Caroline Derpieński właśnie przyleciała do Polski i ubrana w najdroższe marki, jak przystało na prawdziwą "dollarsową" królową, ruszyła na ścianki. Influencerka, o której w ostatnich dniach było głośno głównie za sprawą filmu z Kanału Zero, miała ważny powód, aby wrócić do kraju. 27 lutego odbył się w Warszawie pokaz jej autorskiej kolekcji "888 by Caroline Derpieński". Jeszcze przed pokazem celebrytka w asyście ochroniarzy przechadzała się po stolicy. Derpieński pochwaliła się też swoimi nowymi zdobyczami modowymi.
Caroline Derpieński jeszcze przed swoim pokazem mody nadawała relację na InstaStories z pokoju hotelowego i pochwaliła się swoimi ostatnimi zakupami. "Dollarsowa" królowa powiększyła swoją markową kolekcję obuwia. Tym razem zainwestowała głównie w Versace. Celebrytka dokładnie przemyślała kreację, w której pojawiła się na evencie. - Będę miała białą stylizację, nie ze swojej kolekcji, ale to szczegół. I do tego chciałabym dobrać moją nową torebkę od Versace z najnowszej kolekcji. Zobaczcie, jakie to jest cudo, coś pięknego - wychwalała cacko ze złotymi zdobieniami o wartości prawie 12 tysięcy złotych. Jak zapowiedziała, tak zrobiła i na pokazie pojawiła się cała w bieli. Największą uwagę zwracały jej stopy. Trzeba przyznać, że konstrukcja złotych sandałków wyglądała na mało wygodną i palce Derpieński wyrywały się do ucieczki. Ale jak wiadomo, dla mody warto pocierpieć. Złote sandałki na solidnej platformie to także nowy nabytek od Versace. Tego modelu nie można już znaleźć na stronie domu mody, ale pojawiają się w innych internetowych sklepach z ekskluzywnym obuwiem. Ich ceny wahają się między pięcioma a siedmioma tysiącami złotych. Zdjęcia całej sylwetki influencerki znajdziecie w galerii na górze strony. Wygląda na to, że influencerka zaraziła się miłością do domu mody Versace od swojego ukochanego. Na Kanale Zero w materiale, gdzie prześwietlono przeszłość partnera celebrytki, wspominano, że na spotkaniu pojawił się od stóp do głów wystrojony właśnie w tę markę.

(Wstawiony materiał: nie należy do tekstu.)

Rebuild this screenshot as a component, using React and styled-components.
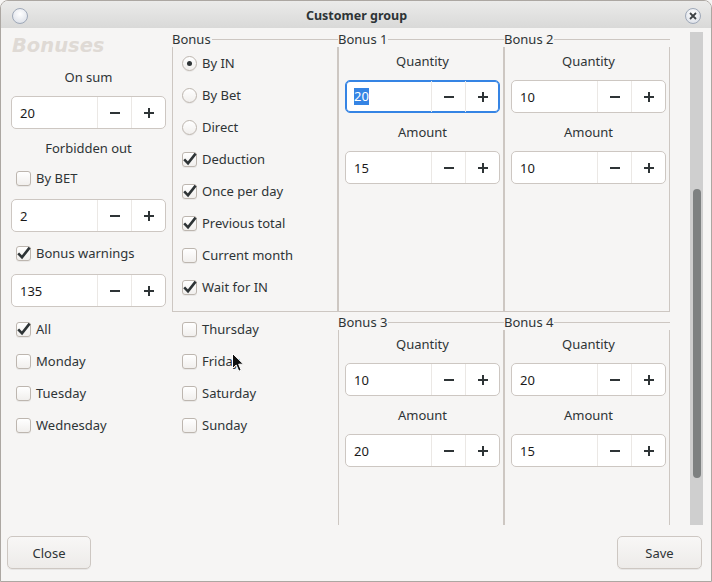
import React from 'react';
import styled, { createGlobalStyle } from 'styled-components';

const Global = createGlobalStyle`
  html, body { margin: 0; padding: 0; background: #f6f5f4; }
  body { font-family: "Noto Sans", "DejaVu Sans", sans-serif; font-size: 13px; color: #2e3436; }
  * { box-sizing: border-box; }
`;

const Window = styled.div`
  position: relative;
  width: 712px;
  height: 582px;
  border: 1px solid #aca7a2;
  border-radius: 8px 8px 0 0;
  overflow: hidden;
  display: flex;
  flex-direction: column;
  background: #f6f5f4;
`;

const TitleBar = styled.div`
  height: 27px;
  flex: none;
  display: grid;
  grid-template-columns: 1fr auto 1fr;
  align-items: center;
  padding: 0 10px 0 11px;
  background: linear-gradient(#ebebea, #d9d9d8);
`;

const Title = styled.div`
  font-weight: 700;
  font-size: 12.5px;
  color: #2e3436;
  padding-top: 2px;
`;

const TitleOrb = styled.div`
  width: 16px;
  height: 16px;
  border-radius: 50%;
  border: 1px solid #9ea8b8;
  background: radial-gradient(circle at 50% 35%, #ffffff, #e3e6ec 70%, #cfd4de);
  justify-self: ${p => (p.$end ? 'end' : 'start')};
  margin-top: 2px;
  display: flex;
  align-items: center;
  justify-content: center;
`;

const Main = styled.div`
  flex: 1;
  display: flex;
  flex-direction: column;
  min-height: 0;
`;

const ScrollArea = styled.div`
  height: 497px;
  flex: none;
  display: flex;
`;

const Viewport = styled.div`
  flex: 1;
  overflow: hidden;
  padding-top: 3px;
`;

const Trough = styled.div`
  width: 13px;
  margin: 4px 8px 0 0;
  background: #cfcfcf;
  display: flex;
  justify-content: center;
`;

const Thumb = styled.div`
  width: 8px;
  height: 289px;
  margin-top: 157px;
  border-radius: 4px;
  background: #7e8181;
`;

const Grid = styled.div`
  display: grid;
  grid-template-columns: 171px 166px 166px 166px;
  grid-template-rows: auto 260px;
`;

const LeftCol = styled.div`
  display: flex;
  flex-direction: column;
  gap: 10px;
  padding: 5px 0 0 10px;
`;

const Heading = styled.div`
  font-family: "DejaVu Sans", "Noto Sans", sans-serif;
  font-size: 19.5px;
  line-height: 20px;
  height: 20px;
  font-weight: 700;
  font-style: italic;
  color: #dfdad5;
  padding-left: 1px;
  margin-bottom: 2px;
`;

const CenterLabel = styled.div`
  width: 155px;
  height: 18px;
  line-height: 18px;
  text-align: center;
  font-size: 13px;
`;

const Spin = styled.div`
  display: flex;
  width: 155px;
  height: 33px;
  flex: none;
  background: #fff;
  border: 1px solid ${p => (p.$focus ? '#3584e4' : '#cdc7c2')};
  box-shadow: ${p => (p.$focus ? 'inset 0 0 0 1px #3584e4' : 'none')};
  border-radius: 5px;
  overflow: hidden;
`;

const SpinEntry = styled.div`
  flex: 1;
  display: flex;
  align-items: center;
  padding-left: 8px;
  font-size: 13px;
  color: #1a1a1a;
`;

const Selected = styled.span`
  background: #3584e4;
  color: #fff;
  line-height: 17px;
`;

const SpinBtn = styled.div`
  width: 34px;
  flex: none;
  border-left: 1px solid #ebe8e5;
  display: flex;
  align-items: center;
  justify-content: center;
`;

const CheckRow = styled.label`
  display: flex;
  align-items: center;
  gap: 5px;
  height: ${p => p.$h || 22}px;
  padding-left: ${p => p.$indent || 0}px;
  font-size: 13px;
  white-space: nowrap;
`;

const Box = styled.span`
  width: 15px;
  height: 15px;
  flex: none;
  border: 1px solid #bdb6af;
  border-radius: 3px;
  background: linear-gradient(#ffffff, #f1efed);
  box-shadow: 0 1px rgba(0, 0, 0, 0.05);
  position: relative;
  display: flex;
  align-items: center;
  justify-content: center;
`;

const Radio = styled(Box)`
  border-radius: 50%;
`;

const Dot = styled.span`
  width: 5px;
  height: 5px;
  border-radius: 50%;
  background: #2e3436;
`;

const CheckSvg = styled.svg`
  position: absolute;
  left: -1px;
  top: -1px;
  overflow: visible;
`;

const Frame = styled.div`
  display: flex;
  flex-direction: column;
  margin-top: ${p => p.$top || 0}px;
  min-height: 0;
`;

const FrameHead = styled.div`
  display: flex;
  align-items: center;
  height: 16px;
  flex: none;
`;

const FrameLabel = styled.span`
  font-size: 13px;
  line-height: 16px;
  padding-right: 1px;
`;

const FrameLine = styled.div`
  flex: 1;
  height: 1px;
  background: #cdc7c2;
`;

const FrameBody = styled.div`
  flex: 1;
  border: 1px solid #cdc7c2;
  border-top: none;
  display: flex;
  flex-direction: column;
  gap: ${p => p.$gap || 0}px;
  padding: ${p => p.$pad};
`;

const ListCol = styled.div`
  display: flex;
  flex-direction: column;
  padding: 1px 0 0 ${p => p.$indent}px;
`;

const WeekRow = styled(CheckRow)`
  height: 32px;
`;

const BottomBar = styled.div`
  flex: 1;
  display: flex;
  justify-content: space-between;
  align-items: flex-start;
  padding: 11px 9px 0 6px;
`;

const Button = styled.button`
  width: ${p => p.$w}px;
  height: 33px;
  border: 1px solid #cdc7c2;
  border-radius: 5px;
  background: linear-gradient(#f8f7f6, #edebe9);
  box-shadow: 0 1px rgba(0, 0, 0, 0.06);
  font-family: inherit;
  font-size: 13px;
  color: #2e3436;
  padding: 0;
`;

const Cursor = styled.svg`
  position: absolute;
  left: 231px;
  top: 352px;
`;

const Minus = () => (
  <svg width="12" height="12" viewBox="0 0 12 12">
    <rect x="1" y="5" width="10" height="2" fill="#2e3436" />
  </svg>
);
const Plus = () => (
  <svg width="12" height="12" viewBox="0 0 12 12">
    <rect x="1" y="5" width="10" height="2" fill="#2e3436" />
    <rect x="5" y="1" width="2" height="10" fill="#2e3436" />
  </svg>
);

const SpinBox = ({ value, focus }) => (
  <Spin $focus={focus}>
    <SpinEntry>{focus ? <Selected>{value}</Selected> : value}</SpinEntry>
    <SpinBtn><Minus /></SpinBtn>
    <SpinBtn><Plus /></SpinBtn>
  </Spin>
);

const Check = ({ checked }) => (
  <Box>
    {checked && (
      <CheckSvg width="15" height="15" viewBox="0 0 15 15">
        <path d="M2.2 7.4 L6 11.3 L13.6 1.6" fill="none" stroke="#2e3436" strokeWidth="2.6" strokeLinejoin="miter" />
      </CheckSvg>
    )}
  </Box>
);

const RadioBtn = ({ on }) => <Radio>{on && <Dot />}</Radio>;

const BonusBox = ({ title, q, a, focus, top }) => (
  <Frame $top={top}>
    <FrameHead>
      <FrameLabel>{title}</FrameLabel>
      <FrameLine />
    </FrameHead>
    <FrameBody $gap={10} $pad="5px 0 0 6px">
      <CenterLabel>Quantity</CenterLabel>
      <SpinBox value={q} focus={focus} />
      <CenterLabel>Amount</CenterLabel>
      <SpinBox value={a} />
    </FrameBody>
  </Frame>
);

const bonusOpts = [
  { t: 'By IN', r: true, on: true },
  { t: 'By Bet', r: true },
  { t: 'Direct', r: true },
  { t: 'Deduction', on: true },
  { t: 'Once per day', on: true },
  { t: 'Previous total', on: true },
  { t: 'Current month' },
  { t: 'Wait for IN', on: true },
];

export default function App() {
  return (
    <>
      <Global />
      <Window>
        <TitleBar>
          <TitleOrb />
          <Title>Customer group</Title>
          <TitleOrb $end>
            <svg width="8" height="8" viewBox="0 0 8 8">
              <path d="M1 1 L7 7 M7 1 L1 7" stroke="#3d4245" strokeWidth="1.8" />
            </svg>
          </TitleOrb>
        </TitleBar>
        <Main>
          <ScrollArea>
            <Viewport>
              <Grid>
                <LeftCol>
                  <Heading>Bonuses</Heading>
                  <CenterLabel>On sum</CenterLabel>
                  <SpinBox value="20" />
                  <CenterLabel>Forbidden out</CenterLabel>
                  <CheckRow $indent={5}><Check />By BET</CheckRow>
                  <SpinBox value="2" />
                  <CheckRow $indent={5}><Check checked />Bonus warnings</CheckRow>
                  <SpinBox value="135" />
                </LeftCol>
                <Frame>
                  <FrameHead>
                    <FrameLabel>Bonus</FrameLabel>
                    <FrameLine />
                  </FrameHead>
                  <FrameBody $pad="0 0 8px 9px">
                    {bonusOpts.map(o => (
                      <CheckRow key={o.t} $h={32}>
                        {o.r ? <RadioBtn on={o.on} /> : <Check checked={o.on} />}
                        {o.t}
                      </CheckRow>
                    ))}
                  </FrameBody>
                </Frame>
                <BonusBox title="Bonus 1" q="20" a="15" focus />
                <BonusBox title="Bonus 2" q="10" a="10" />
                <ListCol $indent={15}>
                  <WeekRow><Check checked />All</WeekRow>
                  <WeekRow><Check />Monday</WeekRow>
                  <WeekRow><Check />Tuesday</WeekRow>
                  <WeekRow><Check />Wednesday</WeekRow>
                </ListCol>
                <ListCol $indent={10}>
                  <WeekRow><Check />Thursday</WeekRow>
                  <WeekRow><Check />Friday</WeekRow>
                  <WeekRow><Check />Saturday</WeekRow>
                  <WeekRow><Check />Sunday</WeekRow>
                </ListCol>
                <BonusBox title="Bonus 3" q="10" a="20" top={2} />
                <BonusBox title="Bonus 4" q="20" a="15" top={2} />
              </Grid>
            </Viewport>
            <Trough><Thumb /></Trough>
          </ScrollArea>
          <BottomBar>
            <Button $w={84}>Close</Button>
            <Button $w={85}>Save</Button>
          </BottomBar>
        </Main>
        <Cursor width="13" height="20" viewBox="0 0 13 20">
          <path d="M0.5 0.5 L0.5 15.5 L4.2 12 L6.8 18.2 L9.2 17.2 L6.7 11.2 L11.5 11.2 Z" fill="#111" stroke="#fff" strokeWidth="1" strokeLinejoin="round" />
        </Cursor>
      </Window>
    </>
  );
}
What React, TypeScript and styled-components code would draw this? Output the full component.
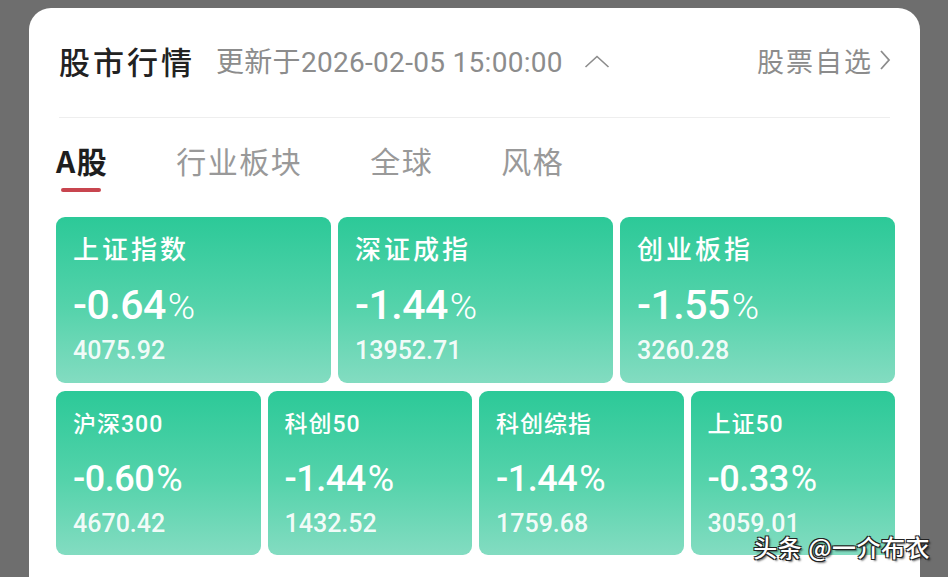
import React from "react";
import styled, { createGlobalStyle } from "styled-components";

const GlobalStyle = createGlobalStyle`
  html, body {
    margin: 0;
    padding: 0;
    background: #6e6e6e;
    overflow: hidden;
  }
  body {
    font-family: "Noto Sans CJK SC", "Noto Sans", sans-serif;
  }
`;

const Page = styled.div`
  position: relative;
  width: 948px;
  height: 577px;
  padding: 8px 28px 0 29px;
  box-sizing: border-box;
  overflow: hidden;
`;

const Panel = styled.div`
  background: #fff;
  border-radius: 22px 22px 0 0;
  padding: 19px 25px 40px 27px;
  min-height: 620px;
  box-sizing: border-box;
`;

const Header = styled.div`
  display: flex;
  align-items: center;
  height: 66px;
  padding-left: 3px;
`;

const Title = styled.span`
  font-size: 31px;
  font-weight: 500;
  color: #222;
  letter-spacing: 3px;
`;

const Updated = styled.span`
  margin-left: 21px;
  font-size: 28px;
  color: #8c8c8c;
  letter-spacing: 0.3px;
  font-family: "Roboto", "Noto Sans CJK SC", sans-serif;
`;

const Toggle = styled.svg`
  margin-left: 21px;
  margin-top: 2px;
`;

const Spacer = styled.div`
  flex: 1;
`;

const Watchlist = styled.a`
  display: flex;
  align-items: center;
  gap: 6px;
  font-size: 27px;
  color: #8c8c8c;
  letter-spacing: 2px;
  margin-right: 4px;
`;

const Divider = styled.div`
  height: 1px;
  background: #eeeeee;
  margin: 24px 5px 0 3px;
`;

const Tabs = styled.div`
  display: flex;
  gap: 68px;
  margin-top: 22px;
`;

const Tab = styled.div<{ $active?: boolean }>`
  display: flex;
  flex-direction: column;
  align-items: center;
  font-size: 30px;
  line-height: 40px;
  letter-spacing: 1.5px;
  font-weight: ${(p) => (p.$active ? 700 : 400)};
  color: ${(p) => (p.$active ? "#1e1e1e" : "#999")};

  &::after {
    content: "";
    width: 40px;
    height: 4px;
    border-radius: 2px;
    margin-top: 8px;
    margin-right: 3px;
    background: ${(p) => (p.$active ? "#c8454f" : "transparent")};
  }
`;

const Grid = styled.div`
  display: flex;
  flex-direction: column;
  gap: 8px;
  margin-top: 25px;
`;

const Row = styled.div<{ $cols: number }>`
  display: grid;
  grid-template-columns: repeat(${(p) => p.$cols}, 1fr);
  gap: 7px;
`;

const Card = styled.div<{ $big?: boolean }>`
  height: ${(p) => (p.$big ? 166 : 164)}px;
  border-radius: 9px;
  background: linear-gradient(180deg, #2cc998 0%, #55d3ab 55%, #83dcc1 100%);
  color: #fff;
  padding: ${(p) => (p.$big ? "17px" : "20px")} 17px 0 17px;
  box-sizing: border-box;
  display: flex;
  flex-direction: column;
`;

const Name = styled.div<{ $big?: boolean }>`
  font-size: ${(p) => (p.$big ? 26 : 23)}px;
  line-height: ${(p) => (p.$big ? 32 : 28)}px;
  font-weight: 500;
  letter-spacing: ${(p) => (p.$big ? 3 : 1)}px;
  font-family: "Roboto", "Noto Sans CJK SC", sans-serif;
`;

const Change = styled.div<{ $big?: boolean }>`
  margin-top: ${(p) => (p.$big ? 17 : 20)}px;
  font-family: "Roboto", sans-serif;
  font-size: ${(p) => (p.$big ? 41 : 36)}px;
  line-height: ${(p) => (p.$big ? 44 : 40)}px;
  font-weight: 500;
  letter-spacing: -0.5px;
`;

const Pct = styled.span<{ $big?: boolean }>`
  font-size: ${(p) => (p.$big ? 37 : 36)}px;
  font-weight: ${(p) => (p.$big ? 300 : 400)};
  margin-left: 2px;
`;

const Value = styled.div<{ $big?: boolean }>`
  margin-top: ${(p) => (p.$big ? 8 : 11)}px;
  font-family: "Roboto", sans-serif;
  font-size: 25px;
  line-height: 28px;
  font-weight: 500;
  color: rgba(255, 255, 255, 0.93);
`;

const Watermark = styled.div`
  position: absolute;
  right: 18px;
  bottom: 13px;
  font-size: 24px;
  font-weight: 500;
  color: #fff;
  letter-spacing: 0.5px;
  text-shadow: -1px -1px 0 #222, 1px -1px 0 #222, -1px 1px 0 #222,
    1px 1px 0 #222, 2px 2px 2px rgba(0, 0, 0, 0.6);
`;

type Index = { name: string; change: string; value: string };

const majors: Index[] = [
  { name: "上证指数", change: "-0.64", value: "4075.92" },
  { name: "深证成指", change: "-1.44", value: "13952.71" },
  { name: "创业板指", change: "-1.55", value: "3260.28" },
];

const others: Index[] = [
  { name: "沪深300", change: "-0.60", value: "4670.42" },
  { name: "科创50", change: "-1.44", value: "1432.52" },
  { name: "科创综指", change: "-1.44", value: "1759.68" },
  { name: "上证50", change: "-0.33", value: "3059.01" },
];

const tabs = ["A股", "行业板块", "全球", "风格"];

const IndexCard: React.FC<{ item: Index; big?: boolean }> = ({ item, big }) => (
  <Card $big={big}>
    <Name $big={big}>{item.name}</Name>
    <Change $big={big}>
      {item.change}
      <Pct $big={big}>%</Pct>
    </Change>
    <Value $big={big}>{item.value}</Value>
  </Card>
);

const App: React.FC = () => {
  return (
    <>
      <GlobalStyle />
      <Page>
        <Panel>
          <Header>
            <Title>股市行情</Title>
            <Updated>更新于2026-02-05 15:00:00</Updated>
            <Toggle width="26" height="13" viewBox="0 0 26 13">
              <polyline
                points="1.5,12 13,1.5 24.5,12"
                fill="none"
                stroke="#8c8c8c"
                strokeWidth="1.6"
              />
            </Toggle>
            <Spacer />
            <Watchlist>
              股票自选
              <svg width="12" height="22" viewBox="0 0 12 22">
                <polyline
                  points="2,2 10,11 2,20"
                  fill="none"
                  stroke="#8c8c8c"
                  strokeWidth="1.8"
                />
              </svg>
            </Watchlist>
          </Header>
          <Divider />
          <Tabs>
            {tabs.map((t, i) => (
              <Tab key={t} $active={i === 0}>
                {t}
              </Tab>
            ))}
          </Tabs>
          <Grid>
            <Row $cols={3}>
              {majors.map((m) => (
                <IndexCard key={m.name} item={m} big />
              ))}
            </Row>
            <Row $cols={4}>
              {others.map((m) => (
                <IndexCard key={m.name} item={m} />
              ))}
            </Row>
          </Grid>
        </Panel>
        <Watermark>头条 @一介布衣</Watermark>
      </Page>
    </>
  );
};

export default App;
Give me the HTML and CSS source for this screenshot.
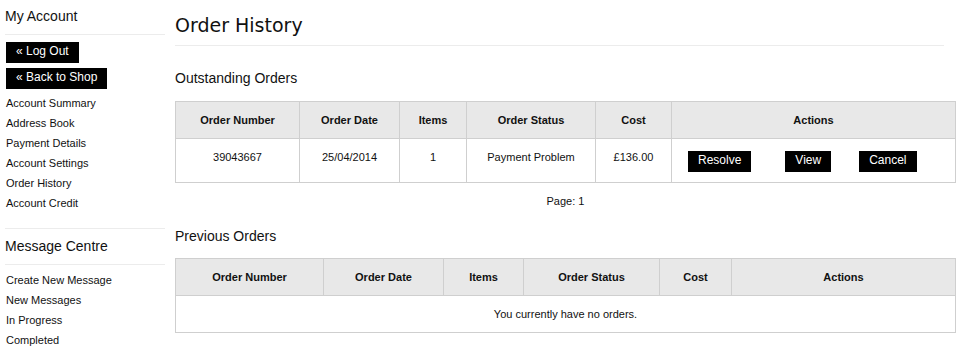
FILE: index.html
```html
<!DOCTYPE html>
<html lang="en">
<head>
    <meta charset="UTF-8">
    <title>Order History</title>
    <link rel="stylesheet" href="styles.css">
</head>
<body>
    <div class="layout">
        <div class="sidebar">
            <div class="side-section">
                <h2 class="side-title">My Account</h2>
                <a class="side-btn" href="#">&laquo; Log Out</a>
                <a class="side-btn" href="#">&laquo; Back to Shop</a>
                <ul class="side-links">
                    <li><a href="#">Account Summary</a></li>
                    <li><a href="#">Address Book</a></li>
                    <li><a href="#">Payment Details</a></li>
                    <li><a href="#">Account Settings</a></li>
                    <li><a href="#">Order History</a></li>
                    <li><a href="#">Account Credit</a></li>
                </ul>
            </div>
            <div class="side-section">
                <h2 class="side-title">Message Centre</h2>
                <ul class="side-links">
                    <li><a href="#">Create New Message</a></li>
                    <li><a href="#">New Messages</a></li>
                    <li><a href="#">In Progress</a></li>
                    <li><a href="#">Completed</a></li>
                </ul>
            </div>
        </div>

        <div class="main">
            <h1 class="page-title">Order History</h1>

            <h3 class="section-title">Outstanding Orders</h3>
            <table class="orders">
                <colgroup>
                    <col class="c-num1"><col class="c-date1"><col class="c-items1"><col class="c-status1"><col class="c-cost1"><col>
                </colgroup>
                <tr>
                    <th>Order Number</th><th>Order Date</th><th>Items</th><th>Order Status</th><th>Cost</th><th>Actions</th>
                </tr>
                <tr>
                    <td>39043667</td>
                    <td>25/04/2014</td>
                    <td>1</td>
                    <td>Payment Problem</td>
                    <td>&pound;136.00</td>
                    <td class="actions-cell">
                        <div class="actions">
                            <a class="btn" href="#">Resolve</a>
                            <a class="btn btn-view" href="#">View</a>
                            <a class="btn" href="#">Cancel</a>
                        </div>
                    </td>
                </tr>
            </table>
            <p class="pager">Page: 1</p>

            <h3 class="section-title prev">Previous Orders</h3>
            <table class="orders">
                <colgroup>
                    <col class="c-num2"><col class="c-date2"><col class="c-items2"><col class="c-status2"><col class="c-cost2"><col>
                </colgroup>
                <tr>
                    <th>Order Number</th><th>Order Date</th><th>Items</th><th>Order Status</th><th>Cost</th><th>Actions</th>
                </tr>
                <tr>
                    <td colspan="6">You currently have no orders.</td>
                </tr>
            </table>
        </div>
    </div>
</body>
</html>
```

FILE: styles.css
```css
* { box-sizing: border-box; margin: 0; padding: 0; }
body { font-family: "Liberation Sans", Arial, sans-serif; color: #111; background: #fff; }
a { color: #111; text-decoration: none; }

.layout { display: flex; align-items: flex-start; padding-left: 5px; }

/* sidebar */
.sidebar { width: 160px; flex: none; }
.side-section:first-child { padding-bottom: 15px; border-bottom: 1px solid #ececec; }
.side-title { font-size: 14px; font-weight: normal; line-height: 20px; margin-top: 6px; padding-bottom: 8px; border-bottom: 1px solid #ececec; }
.side-section + .side-section .side-title { margin-top: 7px; }
.side-btn { display: block; width: fit-content; margin: 7px 0 0 1px; padding: 2px 10px 4px; background: #000; color: #fff; font-size: 12px; line-height: 15px; }
.side-btn + .side-btn { margin-top: 5px; }
.side-links { list-style: none; margin-top: 4px; padding-left: 1px; }
.side-title + .side-links { margin-top: 5px; }
.side-links li { font-size: 11px; line-height: 20px; }

/* main */
.main { width: 781px; margin-left: 10px; }
.page-title { font-family: "DejaVu Sans", sans-serif; font-weight: normal; font-size: 19px; line-height: 28px; margin: 11px 12px 0 0; padding-bottom: 6px; border-bottom: 1px solid #ececec; }
.section-title { font-size: 14px; font-weight: normal; line-height: 20px; margin: 22px 0 13px; }
.section-title.prev { margin: 15px 0 12px; }

.orders { width: 100%; border-collapse: collapse; table-layout: fixed; }
.orders th, .orders td { border: 1px solid #cfcfcf; text-align: center; line-height: 14px; padding: 11px 4px; }
.orders th { background: #e8e8e8; font-size: 11px; font-weight: bold; vertical-align: middle; }
.orders td { font-size: 11px; vertical-align: top; }
.orders td.actions-cell { text-align: left; padding: 12px 4px 10px 16px; }

.c-num1 { width: 124px; } .c-date1 { width: 100px; } .c-items1 { width: 67px; } .c-status1 { width: 129px; } .c-cost1 { width: 76px; }
.c-num2 { width: 148px; } .c-date2 { width: 120px; } .c-items2 { width: 80px; } .c-status2 { width: 136px; } .c-cost2 { width: 72px; }

.actions { display: flex; }
.btn { display: block; padding: 2px 10px 4px; background: #000; color: #fff; font-size: 12px; line-height: 15px; }
.btn-view { margin: 0 28px 0 34px; }

.pager { text-align: center; font-size: 11px; line-height: 20px; margin-top: 8px; }
```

W materiale Kanału Zero Caroline Derpieński opowiedziała o swoim największym kompleksie. Celebrytka zabrała dziennikarza na spacer po luksusowych sklepach, gdzie nabyła nowe klapki marki Hermes. W trakcie przymierzania butów przyznała, że wygląd jej palców u stóp to jej największa bolączka. - Tylko moje palce są brzydkie. Większość Polaków uważa, że ja mam płetwy, a nie stopy. I ogólnie moje palce są tak brzydkie. To jest straszne - podkreśliła przejęta. Derpieński wyjawiła, że planuje nawet operację. - Myślisz, że powinnam? (...) Zobacz, że nawet ty się odwróciłeś, cofnąłeś do tyłu [zapis oryginalny], jak zobaczyłeś moje palce. Odrzuciło cię. Odrzuciło cię, to jest tragedia. No ale dobra, jakoś nowe paznokcie zrobimy. Ja już ogłaszam, że poddam się w Miami operacji rekonstrukcji moich palców u stóp. Tak nie może być! One są tak niedollarsowe - zapowiedziała.